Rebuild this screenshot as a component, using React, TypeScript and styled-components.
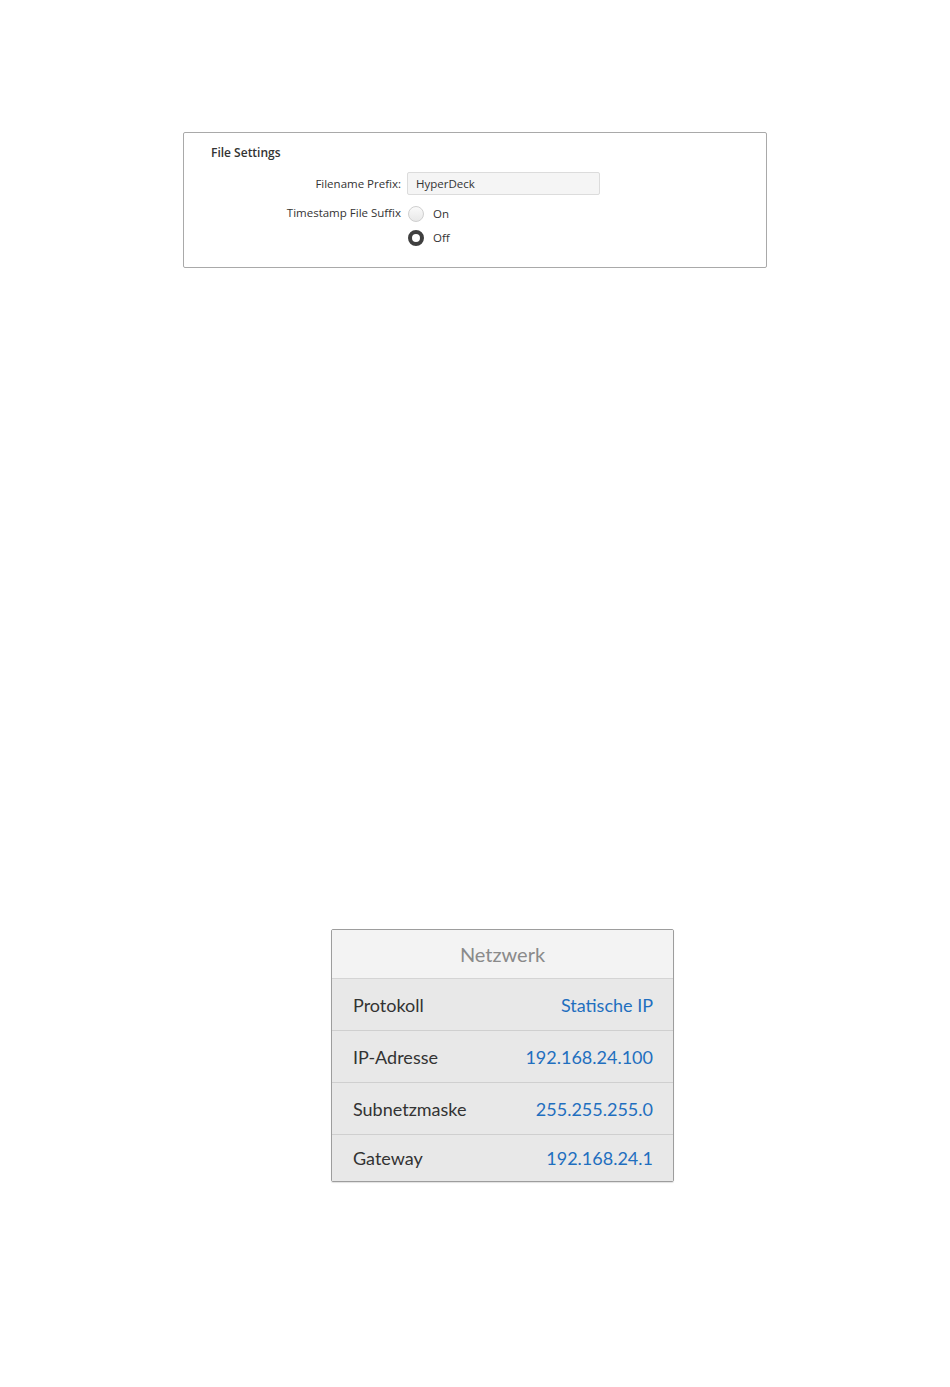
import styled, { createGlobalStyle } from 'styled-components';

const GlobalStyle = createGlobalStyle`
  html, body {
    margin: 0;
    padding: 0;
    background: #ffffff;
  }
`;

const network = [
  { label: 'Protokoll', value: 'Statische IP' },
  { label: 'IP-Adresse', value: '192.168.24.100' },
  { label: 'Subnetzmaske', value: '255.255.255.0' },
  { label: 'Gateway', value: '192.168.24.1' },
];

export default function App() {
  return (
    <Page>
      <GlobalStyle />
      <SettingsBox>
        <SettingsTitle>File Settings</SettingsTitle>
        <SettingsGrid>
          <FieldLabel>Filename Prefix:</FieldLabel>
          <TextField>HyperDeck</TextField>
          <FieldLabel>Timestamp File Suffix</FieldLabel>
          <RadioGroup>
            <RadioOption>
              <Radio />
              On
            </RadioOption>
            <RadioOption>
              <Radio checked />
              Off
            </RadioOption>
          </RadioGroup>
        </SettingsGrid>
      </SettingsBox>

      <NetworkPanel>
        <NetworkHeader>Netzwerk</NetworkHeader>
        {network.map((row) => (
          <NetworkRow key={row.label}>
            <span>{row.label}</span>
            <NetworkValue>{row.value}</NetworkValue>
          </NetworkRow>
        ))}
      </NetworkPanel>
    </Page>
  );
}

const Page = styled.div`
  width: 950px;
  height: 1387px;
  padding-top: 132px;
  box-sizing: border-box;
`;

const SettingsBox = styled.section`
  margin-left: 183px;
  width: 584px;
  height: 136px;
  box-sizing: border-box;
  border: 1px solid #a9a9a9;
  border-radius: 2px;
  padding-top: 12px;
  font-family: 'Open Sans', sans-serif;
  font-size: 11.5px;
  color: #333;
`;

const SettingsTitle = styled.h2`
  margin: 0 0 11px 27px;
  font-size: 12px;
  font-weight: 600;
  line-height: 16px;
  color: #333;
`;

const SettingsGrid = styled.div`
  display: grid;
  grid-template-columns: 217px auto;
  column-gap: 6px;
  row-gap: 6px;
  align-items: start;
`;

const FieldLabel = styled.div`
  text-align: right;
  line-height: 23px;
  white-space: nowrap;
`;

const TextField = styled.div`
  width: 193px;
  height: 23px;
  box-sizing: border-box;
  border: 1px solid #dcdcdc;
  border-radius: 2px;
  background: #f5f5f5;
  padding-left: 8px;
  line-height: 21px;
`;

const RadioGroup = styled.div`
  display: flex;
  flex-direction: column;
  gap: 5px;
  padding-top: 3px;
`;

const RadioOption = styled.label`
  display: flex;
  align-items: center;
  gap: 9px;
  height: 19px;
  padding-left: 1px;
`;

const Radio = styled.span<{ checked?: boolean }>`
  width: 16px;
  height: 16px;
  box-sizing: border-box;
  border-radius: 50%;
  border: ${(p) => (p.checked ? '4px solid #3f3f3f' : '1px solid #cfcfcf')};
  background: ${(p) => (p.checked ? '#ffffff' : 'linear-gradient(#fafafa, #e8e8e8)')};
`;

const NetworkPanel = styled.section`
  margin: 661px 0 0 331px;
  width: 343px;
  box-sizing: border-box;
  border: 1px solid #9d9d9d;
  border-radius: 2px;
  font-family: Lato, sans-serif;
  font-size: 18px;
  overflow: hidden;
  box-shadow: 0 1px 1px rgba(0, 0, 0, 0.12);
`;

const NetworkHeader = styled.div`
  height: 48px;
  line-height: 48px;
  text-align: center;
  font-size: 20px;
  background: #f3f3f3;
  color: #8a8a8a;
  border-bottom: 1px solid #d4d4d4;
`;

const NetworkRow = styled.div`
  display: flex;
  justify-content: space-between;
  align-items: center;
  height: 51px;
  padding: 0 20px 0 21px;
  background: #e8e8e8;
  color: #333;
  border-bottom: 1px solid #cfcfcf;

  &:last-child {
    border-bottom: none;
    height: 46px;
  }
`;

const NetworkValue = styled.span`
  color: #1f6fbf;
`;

-------

Take the lines from the start of the material to the line with "</SettingsBox>", both included, and transcribe them exactly without the pictures.

Rebuild this screenshot as a component, using React, TypeScript and styled-components.
import styled, { createGlobalStyle } from 'styled-components';

const GlobalStyle = createGlobalStyle`
  html, body {
    margin: 0;
    padding: 0;
    background: #ffffff;
  }
`;

const network = [
  { label: 'Protokoll', value: 'Statische IP' },
  { label: 'IP-Adresse', value: '192.168.24.100' },
  { label: 'Subnetzmaske', value: '255.255.255.0' },
  { label: 'Gateway', value: '192.168.24.1' },
];

export default function App() {
  return (
    <Page>
      <GlobalStyle />
      <SettingsBox>
        <SettingsTitle>File Settings</SettingsTitle>
        <SettingsGrid>
          <FieldLabel>Filename Prefix:</FieldLabel>
          <TextField>HyperDeck</TextField>
          <FieldLabel>Timestamp File Suffix</FieldLabel>
          <RadioGroup>
            <RadioOption>
              <Radio />
              On
            </RadioOption>
            <RadioOption>
              <Radio checked />
              Off
            </RadioOption>
          </RadioGroup>
        </SettingsGrid>
      </SettingsBox>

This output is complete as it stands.